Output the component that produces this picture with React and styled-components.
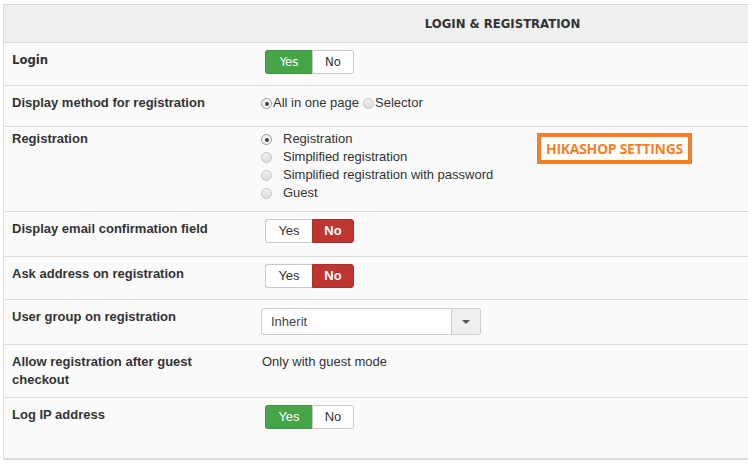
import styled, { createGlobalStyle, css } from 'styled-components';

const GlobalStyle = createGlobalStyle`
    html, body {
        margin: 0;
        padding: 0;
        background: #fff;
        overflow: hidden;
    }
    body {
        font-family: "Liberation Sans", Arial, sans-serif;
        font-size: 13px;
        color: #333;
    }
`;

const narrow = css`
    font-family: "DejaVu Sans Condensed", "Liberation Sans Narrow", "Roboto", sans-serif;
`;

const rows = [
    { label: 'Login', type: 'toggle', value: true, h: 43, narrow: true },
    { label: 'Display method for registration', type: 'inline', h: 41 },
    { label: 'Registration', type: 'list', h: 85, top: 3 },
    { label: 'Display email confirmation field', type: 'toggle', value: false, h: 45 },
    { label: 'Ask address on registration', type: 'toggle', value: false, h: 43 },
    { label: 'User group on registration', type: 'select', h: 45 },
    { label: 'Allow registration after guest checkout', type: 'text', h: 53 },
    { label: 'Log IP address', type: 'toggle', value: true, h: 61 },
];

function Toggle({ on, narrow }) {
    return (
        <BtnGroup $narrow={narrow}>
            <Btn $active={on} $tone="yes">Yes</Btn>
            <Btn $active={!on} $tone="no">No</Btn>
        </BtnGroup>
    );
}

function Radio({ checked, children, $gap }) {
    return (
        <RadioLabel $gap={$gap}>
            <Dot $checked={checked} />
            {children}
        </RadioLabel>
    );
}

function Value({ row }) {
    switch (row.type) {
        case 'toggle':
            return <Toggle on={row.value} narrow={row.narrow} />;
        case 'inline':
            return (
                <Inline>
                    <Radio checked>All in one page</Radio>
                    <Radio>Selector</Radio>
                </Inline>
            );
        case 'list':
            return (
                <List>
                    <Radio checked $gap={11}>Registration</Radio>
                    <Radio $gap={11}>Simplified registration</Radio>
                    <Radio $gap={11}>Simplified registration with password</Radio>
                    <Radio $gap={11}>Guest</Radio>
                </List>
            );
        case 'select':
            return (
                <Select>
                    <SelectText>Inherit</SelectText>
                    <Caret />
                </Select>
            );
        default:
            return <Plain>Only with guest mode</Plain>;
    }
}

export default function App() {
    return (
        <>
            <GlobalStyle />
            <Page>
                <Table>
                    <Header>
                        <div />
                        <Title>LOGIN &amp; REGISTRATION</Title>
                    </Header>
                    {rows.map((row) => (
                        <Row key={row.label} $h={row.h}>
                            <Label $narrow={row.narrow} $top={row.top}>{row.label}</Label>
                            <Cell $type={row.type}>
                                <Value row={row} />
                            </Cell>
                        </Row>
                    ))}
                    <Badge>HIKASHOP SETTINGS</Badge>
                </Table>
            </Page>
        </>
    );
}

const Page = styled.div`
    padding: 4px 0 0 3px;
    width: 760px;
`;

const Table = styled.div`
    position: relative;
    width: 750px;
    border: 1px solid #dcdcdc;
    border-right: none;
    background: #fafafa;
`;

const Header = styled.div`
    display: grid;
    grid-template-columns: 251px 1fr;
    height: 37px;
    align-items: center;
    background: #efefef;
    border-bottom: 1px solid #dcdcdc;
`;

const Title = styled.div`
    ${narrow};
    text-align: center;
    font-size: 13px;
    font-weight: bold;
    color: #333;
    padding-right: 4px;
`;

const Row = styled.div`
    display: grid;
    grid-template-columns: 251px 1fr;
    min-height: ${(p) => p.$h}px;
    box-sizing: border-box;
    border-bottom: 1px solid #dcdcdc;
    &:last-of-type {
        border-bottom: none;
    }
`;

const Label = styled.div`
    padding: ${(p) => (p.$top ?? 8)}px 40px 0 8px;
    font-weight: bold;
    line-height: 18px;
    color: #333;
    ${(p) => p.$narrow && css`
        ${narrow};
        font-size: 13px;
        font-weight: bold;
    `}
`;

const Cell = styled.div`
    padding-top: ${(p) => ({ toggle: 7, inline: 8, list: 3, select: 8, text: 8 }[p.$type])}px;
    padding-left: ${(p) => (p.$type === 'toggle' ? 10 : 6)}px;
    line-height: 18px;
`;

const BtnGroup = styled.div`
    display: inline-flex;
    height: 24px;
    ${(p) => p.$narrow && css`
        ${narrow};
        font-size: 13px;
    `}
`;

const Btn = styled.span`
    display: flex;
    align-items: center;
    justify-content: center;
    width: ${(p) => (p.$tone === 'yes' ? 47 : 42)}px;
    box-sizing: border-box;
    border: 1px solid #c8c8c8;
    background: #fff;
    color: #333;
    &:first-child {
        border-radius: 3px 0 0 3px;
        border-right: none;
    }
    &:last-child {
        border-radius: 0 3px 3px 0;
    }
    ${(p) => p.$active && p.$tone === 'yes' && css`
        background: #46a546;
        border-color: #3f943f;
        color: #fff;
    `}
    ${(p) => p.$active && p.$tone === 'no' && css`
        background: #bd362f;
        border-color: #a9302a;
        color: #fff;
        font-weight: bold;
    `}
`;

const Inline = styled.div`
    display: flex;
    gap: 4px;
`;

const List = styled.div`
    display: flex;
    flex-direction: column;
`;

const RadioLabel = styled.label`
    display: flex;
    align-items: center;
    gap: ${(p) => p.$gap ?? 1}px;
    line-height: 18px;
    color: #333;
`;

const Dot = styled.span`
    position: relative;
    width: 11px;
    height: 11px;
    border-radius: 50%;
    box-sizing: border-box;
    border: 1px solid #c4c4c4;
    background: linear-gradient(#f2f2f2, #dcdcdc);
    margin-top: 1px;
    ${(p) => p.$checked && css`
        border-color: #9a9a9a;
        background: #f4f4f4;
        &::after {
            content: '';
            position: absolute;
            left: 2.5px;
            top: 2.5px;
            width: 4px;
            height: 4px;
            border-radius: 50%;
            background: #444;
        }
    `}
`;

const Select = styled.div`
    display: flex;
    align-items: center;
    justify-content: space-between;
    width: 220px;
    height: 27px;
    box-sizing: border-box;
    border: 1px solid #ccc;
    border-radius: 3px;
    background: #fff;
    color: #444;
    overflow: hidden;
`;

const SelectText = styled.span`
    padding-left: 9px;
`;

const Caret = styled.span`
    align-self: stretch;
    width: 28px;
    border-left: 1px solid #ccc;
    background: #eee;
    position: relative;
    &::after {
        content: '';
        position: absolute;
        left: 10px;
        top: 11px;
        border-left: 4px solid transparent;
        border-right: 4px solid transparent;
        border-top: 4px solid #555;
    }
`;

const Plain = styled.div`
    padding-left: 1px;
    color: #333;
`;

const Badge = styled.div`
    position: absolute;
    left: 533px;
    top: 128px;
    width: 155px;
    height: 31px;
    box-sizing: border-box;
    border: 4px solid #f47f2a;
    background: #fff;
    display: flex;
    align-items: center;
    justify-content: center;
    font-family: "Open Sans", sans-serif;
    font-weight: bold;
    font-size: 14px;
    color: #f47f2a;
    letter-spacing: -0.3px;
`;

—————

**Aim**
Retype the listing exactly. Pictures do not belong in the copy.

**Solution**
Output the component that produces this picture with React and styled-components.
import styled, { createGlobalStyle, css } from 'styled-components';

const GlobalStyle = createGlobalStyle`
    html, body {
        margin: 0;
        padding: 0;
        background: #fff;
        overflow: hidden;
    }
    body {
        font-family: "Liberation Sans", Arial, sans-serif;
        font-size: 13px;
        color: #333;
    }
`;

const narrow = css`
    font-family: "DejaVu Sans Condensed", "Liberation Sans Narrow", "Roboto", sans-serif;
`;

const rows = [
    { label: 'Login', type: 'toggle', value: true, h: 43, narrow: true },
    { label: 'Display method for registration', type: 'inline', h: 41 },
    { label: 'Registration', type: 'list', h: 85, top: 3 },
    { label: 'Display email confirmation field', type: 'toggle', value: false, h: 45 },
    { label: 'Ask address on registration', type: 'toggle', value: false, h: 43 },
    { label: 'User group on registration', type: 'select', h: 45 },
    { label: 'Allow registration after guest checkout', type: 'text', h: 53 },
    { label: 'Log IP address', type: 'toggle', value: true, h: 61 },
];

function Toggle({ on, narrow }) {
    return (
        <BtnGroup $narrow={narrow}>
            <Btn $active={on} $tone="yes">Yes</Btn>
            <Btn $active={!on} $tone="no">No</Btn>
        </BtnGroup>
    );
}

function Radio({ checked, children, $gap }) {
    return (
        <RadioLabel $gap={$gap}>
            <Dot $checked={checked} />
            {children}
        </RadioLabel>
    );
}

function Value({ row }) {
    switch (row.type) {
        case 'toggle':
            return <Toggle on={row.value} narrow={row.narrow} />;
        case 'inline':
            return (
                <Inline>
                    <Radio checked>All in one page</Radio>
                    <Radio>Selector</Radio>
                </Inline>
            );
        case 'list':
            return (
                <List>
                    <Radio checked $gap={11}>Registration</Radio>
                    <Radio $gap={11}>Simplified registration</Radio>
                    <Radio $gap={11}>Simplified registration with password</Radio>
                    <Radio $gap={11}>Guest</Radio>
                </List>
            );
        case 'select':
            return (
                <Select>
                    <SelectText>Inherit</SelectText>
                    <Caret />
                </Select>
            );
        default:
            return <Plain>Only with guest mode</Plain>;
    }
}

export default function App() {
    return (
        <>
            <GlobalStyle />
            <Page>
                <Table>
                    <Header>
                        <div />
                        <Title>LOGIN &amp; REGISTRATION</Title>
                    </Header>
                    {rows.map((row) => (
                        <Row key={row.label} $h={row.h}>
                            <Label $narrow={row.narrow} $top={row.top}>{row.label}</Label>
                            <Cell $type={row.type}>
                                <Value row={row} />
                            </Cell>
                        </Row>
                    ))}
                    <Badge>HIKASHOP SETTINGS</Badge>
                </Table>
            </Page>
        </>
    );
}

const Page = styled.div`
    padding: 4px 0 0 3px;
    width: 760px;
`;

const Table = styled.div`
    position: relative;
    width: 750px;
    border: 1px solid #dcdcdc;
    border-right: none;
    background: #fafafa;
`;

const Header = styled.div`
    display: grid;
    grid-template-columns: 251px 1fr;
    height: 37px;
    align-items: center;
    background: #efefef;
    border-bottom: 1px solid #dcdcdc;
`;

const Title = styled.div`
    ${narrow};
    text-align: center;
    font-size: 13px;
    font-weight: bold;
    color: #333;
    padding-right: 4px;
`;

const Row = styled.div`
    display: grid;
    grid-template-columns: 251px 1fr;
    min-height: ${(p) => p.$h}px;
    box-sizing: border-box;
    border-bottom: 1px solid #dcdcdc;
    &:last-of-type {
        border-bottom: none;
    }
`;

const Label = styled.div`
    padding: ${(p) => (p.$top ?? 8)}px 40px 0 8px;
    font-weight: bold;
    line-height: 18px;
    color: #333;
    ${(p) => p.$narrow && css`
        ${narrow};
        font-size: 13px;
        font-weight: bold;
    `}
`;

const Cell = styled.div`
    padding-top: ${(p) => ({ toggle: 7, inline: 8, list: 3, select: 8, text: 8 }[p.$type])}px;
    padding-left: ${(p) => (p.$type === 'toggle' ? 10 : 6)}px;
    line-height: 18px;
`;

const BtnGroup = styled.div`
    display: inline-flex;
    height: 24px;
    ${(p) => p.$narrow && css`
        ${narrow};
        font-size: 13px;
    `}
`;

const Btn = styled.span`
    display: flex;
    align-items: center;
    justify-content: center;
    width: ${(p) => (p.$tone === 'yes' ? 47 : 42)}px;
    box-sizing: border-box;
    border: 1px solid #c8c8c8;
    background: #fff;
    color: #333;
    &:first-child {
        border-radius: 3px 0 0 3px;
        border-right: none;
    }
    &:last-child {
        border-radius: 0 3px 3px 0;
    }
    ${(p) => p.$active && p.$tone === 'yes' && css`
        background: #46a546;
        border-color: #3f943f;
        color: #fff;
    `}
    ${(p) => p.$active && p.$tone === 'no' && css`
        background: #bd362f;
        border-color: #a9302a;
        color: #fff;
        font-weight: bold;
    `}
`;

const Inline = styled.div`
    display: flex;
    gap: 4px;
`;

const List = styled.div`
    display: flex;
    flex-direction: column;
`;

const RadioLabel = styled.label`
    display: flex;
    align-items: center;
    gap: ${(p) => p.$gap ?? 1}px;
    line-height: 18px;
    color: #333;
`;

const Dot = styled.span`
    position: relative;
    width: 11px;
    height: 11px;
    border-radius: 50%;
    box-sizing: border-box;
    border: 1px solid #c4c4c4;
    background: linear-gradient(#f2f2f2, #dcdcdc);
    margin-top: 1px;
    ${(p) => p.$checked && css`
        border-color: #9a9a9a;
        background: #f4f4f4;
        &::after {
            content: '';
            position: absolute;
            left: 2.5px;
            top: 2.5px;
            width: 4px;
            height: 4px;
            border-radius: 50%;
            background: #444;
        }
    `}
`;

const Select = styled.div`
    display: flex;
    align-items: center;
    justify-content: space-between;
    width: 220px;
    height: 27px;
    box-sizing: border-box;
    border: 1px solid #ccc;
    border-radius: 3px;
    background: #fff;
    color: #444;
    overflow: hidden;
`;

const SelectText = styled.span`
    padding-left: 9px;
`;

const Caret = styled.span`
    align-self: stretch;
    width: 28px;
    border-left: 1px solid #ccc;
    background: #eee;
    position: relative;
    &::after {
        content: '';
        position: absolute;
        left: 10px;
        top: 11px;
        border-left: 4px solid transparent;
        border-right: 4px solid transparent;
        border-top: 4px solid #555;
    }
`;

const Plain = styled.div`
    padding-left: 1px;
    color: #333;
`;

const Badge = styled.div`
    position: absolute;
    left: 533px;
    top: 128px;
    width: 155px;
    height: 31px;
    box-sizing: border-box;
    border: 4px solid #f47f2a;
    background: #fff;
    display: flex;
    align-items: center;
    justify-content: center;
    font-family: "Open Sans", sans-serif;
    font-weight: bold;
    font-size: 14px;
    color: #f47f2a;
    letter-spacing: -0.3px;
`;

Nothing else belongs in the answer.